My Code: (my theory is the problem lies in scene_intersect() or cast_ray())
#include <stdio.h>
#include <stdlib.h>
#include <stdbool.h>
#include <math.h>
#include <limits.h>
typedef struct {
float position[3];
float intensity;
} Light;
typedef struct {
float diffuse_color[3];
} Material;
typedef struct {
float center[3];
float radius;
Material material;
} Sphere;
int arrSub(const float arr1[], const float arr2[], float subArr[], int length) {
/*
Requires 3 equally sized arrays (denoted as length),
arr1 - arr2 will result in the third array subArr
*/
for (int i = 0; i < length; i++) {
subArr[i] = arr1[i] - arr2[i];
}
return 0;
}
int arrAdd(const float arr1[], const float arr2[], float addArr[], int length) {
/*
Requires 3 equally sized arrays (denoted as length),
arr1 + arr2 will result in the third array subArr
*/
for (int i = 0; i < length; i++) {
addArr[i] = arr1[i] + arr2[i];
}
return 0;
}
int arrScalarMult(const float arr1[], float scalar, float newArr[], int length) {
/*
Requires 3 equally sized arrays (denoted as length),
arr1 - arr2 will result in the third array subArr
*/
for (int i = 0; i < length; i++) {
newArr[i] = arr1[i] * scalar;
}
return 0;
}
float dotProduct(const float arr1[], const float arr2[], int length) {
/*
Returns the dot product of two equal sized arrays
(treated as vectors)
a (dot) b = a1b1 + a2b2 + ... anbn
*/
float result = 0;
for (int i = 0; i < length; i++) {
result += arr1[i] * arr2[i];
}
return result;
}
int normalize(float arr[], int len) {
//Normalize a vector (array)
float sumSqr;
float norm;
for (int i = 0; i < len; i++) {
sumSqr += arr[i] * arr[i];
}
norm = sqrt(sumSqr);
for (int i = 0; i < len; i++) {
arr[i] = arr[i] / norm;
}
return 0;
}
bool ray_intersect(const float origin[], const float dir[], float t0, Sphere s) {
/*
Ray-Sphere Intersection
Vectors:
origin (the zero vector)
dir (direction vector)
L (vector from origin to center of sphere)
Scalars:
tca
d2
thc
t0
t1
*/
float L[3] = {0,0,0}; //The zero vector
arrSub(s.center, origin, L, 3); //L is now the vector from origin to the sphere's center
float tca = dotProduct(L, dir, 3); //Projection of L onto dir
float d2 = dotProduct(L, L, 3) - tca*tca;
if (d2 > s.radius * s.radius) return false; //There is no intersection, so return false.

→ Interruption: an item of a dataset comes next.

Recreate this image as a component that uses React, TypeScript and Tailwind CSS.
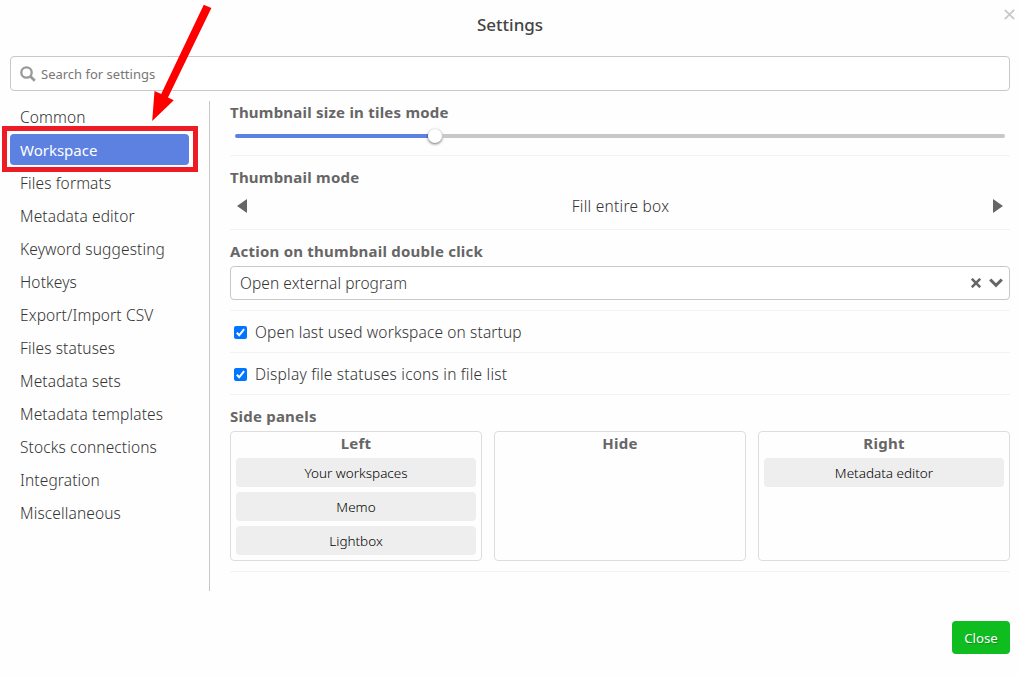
import type { ReactNode } from "react";

const categories = [
  "Common",
  "Workspace",
  "Files formats",
  "Metadata editor",
  "Keyword suggesting",
  "Hotkeys",
  "Export/Import CSV",
  "Files statuses",
  "Metadata sets",
  "Metadata templates",
  "Stocks connections",
  "Integration",
  "Miscellaneous",
];

const panels = [
  { title: "Left", items: ["Your workspaces", "Memo", "Lightbox"] },
  { title: "Hide", items: [] },
  { title: "Right", items: ["Metadata editor"] },
];

function Heading({ children }: { children: ReactNode }) {
  return <h2 className="pb-[2px] text-[15px] leading-5 font-bold tracking-[0.22px] text-[#666]">{children}</h2>;
}

function CheckRow({ label, spacing }: { label: string; spacing: string }) {
  return (
    <label className="flex h-[42px] items-center border-b border-[#f3f3f3] pl-1 pt-[3px] text-[15.5px] font-light text-[#333]">
      <svg width="13" height="13" viewBox="0 0 13 13" className="mb-[1px]">
        <rect width="13" height="13" rx="2" fill="#0075ff" />
        <path d="M2.8 6.8 5.2 9.3 10.1 3.2" fill="none" stroke="#fff" strokeWidth="2" />
      </svg>
      <span className={"mb-[2px] ml-2 leading-[22px] " + spacing}>{label}</span>
    </label>
  );
}

export default function App() {
  return (
    <div className="relative flex h-[676px] w-[1019px] flex-col overflow-hidden bg-[#fefefe] px-[10px] pr-[9px] font-['Noto_Sans',sans-serif] text-[#333]">
      <header className="flex h-14 shrink-0 items-start justify-center pt-[13px]">
        <h1 className="text-[17px] leading-6 font-medium text-[#444]">Settings</h1>
      </header>
      <button aria-label="Close" className="absolute right-1 top-[9px]">
        <svg width="11" height="11" viewBox="0 0 11 11" stroke="#c8c8c8" strokeWidth="1.8">
          <path d="M.8.8 10.2 10.2M10.2.8.8 10.2" />
        </svg>
      </button>

      <div className="flex h-[35px] shrink-0 items-center rounded-[4px] border border-[#c8c8c8] bg-white pl-[9px]">
        <svg width="16" height="16" viewBox="0 0 16 16" fill="none" stroke="#999">
          <circle cx="6.5" cy="6.5" r="5.2" strokeWidth="2.3" />
          <path d="m10.5 10.5 4.3 4.3" strokeWidth="2.7" />
        </svg>
        <span className="ml-[5px] text-[13px] leading-5 text-[#777]">Search for settings</span>
      </div>

      <main className="mt-[10px] flex h-[490px] shrink-0">
        <nav className="flex w-[200px] shrink-0 flex-col gap-[2px] border-r border-[#c8c8c8] pr-5">
          {categories.map((name) => (
            <div
              key={name}
              className={
                name === "Workspace"
                  ? "h-[31px] rounded-[4px] bg-[#5c81e1] pl-[10px] text-[15px] leading-[33px] font-normal text-white"
                  : "h-[31px] pl-[10px] text-[15.5px] leading-[33px] font-light tracking-[0.13px] text-[#333]"
              }
            >
              {name}
            </div>
          ))}
        </nav>

        <div className="ml-5 flex w-[780px] flex-col">
          <section className="h-[55px] border-b border-[#f3f3f3] pt-[1px]">
            <Heading>Thumbnail size in tiles mode</Heading>
            <div className="mx-[5px] mt-[4px] flex h-4 items-center">
              <div className="h-1 w-[193px] rounded-l-full bg-[#5c81e1]" />
              <div className="h-[14px] w-[14px] rounded-full bg-white shadow-[0_1px_3px_rgba(0,0,0,0.6)]" />
              <div className="h-1 flex-1 rounded-r-full bg-[#c8c8c8]" />
            </div>
          </section>

          <section className="h-[74px] border-b border-[#f3f3f3] pt-[11px]">
            <Heading>Thumbnail mode</Heading>
            <div className="flex h-[34px] items-center justify-between px-[7px]">
              <svg width="10" height="14" viewBox="0 0 10 14" fill="#666"><path d="M0 7 10 0v14z" /></svg>
              <span className="pl-[1px] text-[15.5px] leading-[22px] font-light tracking-[0.25px]">Fill entire box</span>
              <svg width="10" height="14" viewBox="0 0 10 14" fill="#666"><path d="M10 7 0 0v14z" /></svg>
            </div>
          </section>

          <section className="h-[81px] border-b border-[#f3f3f3] pt-[11px]">
            <Heading>Action on thumbnail double click</Heading>
            <div className="mt-[3px] flex h-[34px] items-center rounded-[4px] border border-[#c8c8c8] bg-white pl-[9px] pr-[6px]">
              <span className="flex-1 text-[15.5px] leading-[22px] font-light tracking-[0.07px]">Open external program</span>
              <svg width="10" height="10" viewBox="0 0 10 10" stroke="#666" strokeWidth="2.6">
                <path d="M.8.8 9.2 9.2M9.2.8.8 9.2" />
              </svg>
              <svg width="14" height="10" viewBox="0 0 14 10" fill="none" stroke="#666" strokeWidth="3" className="ml-2">
                <path d="m1.2 1.5 5.8 5.8 5.8-5.8" />
              </svg>
            </div>
          </section>

          <CheckRow label="Open last used workspace on startup" spacing="tracking-[0.13px]" />
          <CheckRow label="Display file statuses icons in file list" spacing="tracking-[0.22px]" />

          <section className="h-[177px] border-b border-[#f3f3f3] pt-[11px]">
            <Heading>Side panels</Heading>
            <div className="mt-[3px] flex gap-3">
              {panels.map((p) => (
                <div key={p.title} className="h-[130px] flex-1 rounded-[4px] border border-[#ddd] px-[5px] text-center">
                  <h3 className="h-[26px] text-[15px] leading-[22px] font-bold tracking-[0.25px] text-[#666]">{p.title}</h3>
                  <div className="flex flex-col gap-[5px]">
                    {p.items.map((item) => (
                      <div key={item} className="h-[29px] rounded-[4px] bg-[#eee] text-[13.5px] leading-[30px] font-light text-black">
                        {item}
                      </div>
                    ))}
                  </div>
                </div>
              ))}
            </div>
          </section>
        </div>
      </main>

      <footer className="mt-[30px] flex justify-end">
        <button className="h-[33px] w-[58px] rounded-[4px] bg-[#0fbd20] pt-[1px] text-[13.3px] leading-[32px] text-white [text-shadow:1px_1px_1px_rgba(0,0,0,0.25)]">Close</button>
      </footer>

      <div className="pointer-events-none absolute left-[2px] top-[126px] h-[46px] w-[196px] border-[5px] border-[#ed1c24]" />
      <svg className="pointer-events-none absolute left-[148px] top-0" width="70" height="126" viewBox="148 0 70 126">
        <path d="M203.8 4.8 211.4 8 168 97.5 173.8 100.3 152.2 121 154.5 91 161.2 94z" fill="#f00" />
      </svg>
    </div>
  );
}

float thc = sqrtf((s.radius*s.radius - d2));
t0 = tca - thc;
float t1 = tca + thc;
if (t0 < 0) {
t0 = t1;
}
if (t0 < 0) return false;
return true;
}
bool scene_intersect(const float origin[], const float dir[], const Sphere s[], int len, float hit[], float N[], Material * ptr_m) {
float sphere_dist = INT_MAX;
for (size_t i=0; i < len; i++) {
float dist_i;
if (ray_intersect(origin, dir, dist_i, s[i]) && dist_i < sphere_dist) {
sphere_dist = dist_i;
float dirDist[3];
arrScalarMult(dir, dist_i, dirDist, 3);
arrAdd(origin, dirDist, hit, 3);
float hitMinusCenter[3];
arrSub(hit, s[i].center, hitMinusCenter, 3);
normalize(hitMinusCenter, 3);
N[0] = hitMinusCenter[0];
N[1] = hitMinusCenter[1];
N[2] = hitMinusCenter[2];
* ptr_m = s[i].material;
}
}
return sphere_dist<1000;
}
int cast_ray(const float origin[], const float dir[], const Sphere s[], const Light l[], int l_size, unsigned char colorArr[]) {
float point[3], N[3];
Material m;
Material * ptr_m = &m;
if (!scene_intersect(origin, dir, s, 3, point, N, ptr_m)) {
//background
colorArr[0] = 5; //red
colorArr[1] = 100; //green
colorArr[2] = 250; //blue
} else {
float diffuse_light_intensity = 0;
float light_dir[3];
for (size_t i = 0; i < l_size; i++) {
arrSub(l[i].position, point, light_dir, 3);
normalize(light_dir, 3);
diffuse_light_intensity += l[i].intensity * ((0.f >= dotProduct(light_dir, N, 3) ? (0.f) : (dotProduct(light_dir, N, 3))));
}
//light up pixel
colorArr[0] = m.diffuse_color[0] * diffuse_light_intensity;
colorArr[1] = m.diffuse_color[1] * diffuse_light_intensity;
colorArr[2] = m.diffuse_color[2] * diffuse_light_intensity;
}
return 0;
}
int render(const Sphere s[], const Light l[], int l_length) {
/*
Creates image in a new color each step.
*/
const int width = 1024;
const int height = 768;
FILE *fp = fopen("fourth.ppm", "wb"); // Write in binary mode
(void) fprintf(fp, "P6\n%d %d\n255\n", width, height);
float fov = 3.1415926535/2.; // Field of View
#pragma omp parallel for
for (size_t j = 0; j < height; j++) {
for (size_t i = 0; i < width; i++) {
float x = (2*(i+.5)/(float)width - 1)*tan(fov/2.)*width/(float)height;
float y = -(2*(j+.5)/(float)height - 1)*tan(fov/2.);
float dir[] = {x,y,-1};
normalize(dir, 3);
unsigned char color[3];
const float origin[] = {0,0,0};
cast_ray(origin, dir, s, l, l_length, color);
(void) fwrite(color, 1, 3, fp);
}
}
(void) fclose(fp);
return 0;
}
int main(void) {
Material red = {255,0,0};
Material pink = {150,10,150};
Material gold = {255, 195, 0};
//Populate with spheres
Sphere s[3];
Sphere originalS = {{-3,0,-16},2,gold};
Sphere bigS = {{-1.0, -1.5, -12}, 3, red};
Sphere anotherS = {{7,5,-18},2,pink};
s[0] = originalS;
s[1] = bigS;
s[2] = anotherS;
//Add light source
Light l[1];
Light test_light = {{-20,20,20}, 1.5};
l[0] = test_light;
render(s,l, 1);
printf("Run success!\n");
return 0;
}
If any clarification is needed on my code please let me know, I am quite new to both C and stackoverflow.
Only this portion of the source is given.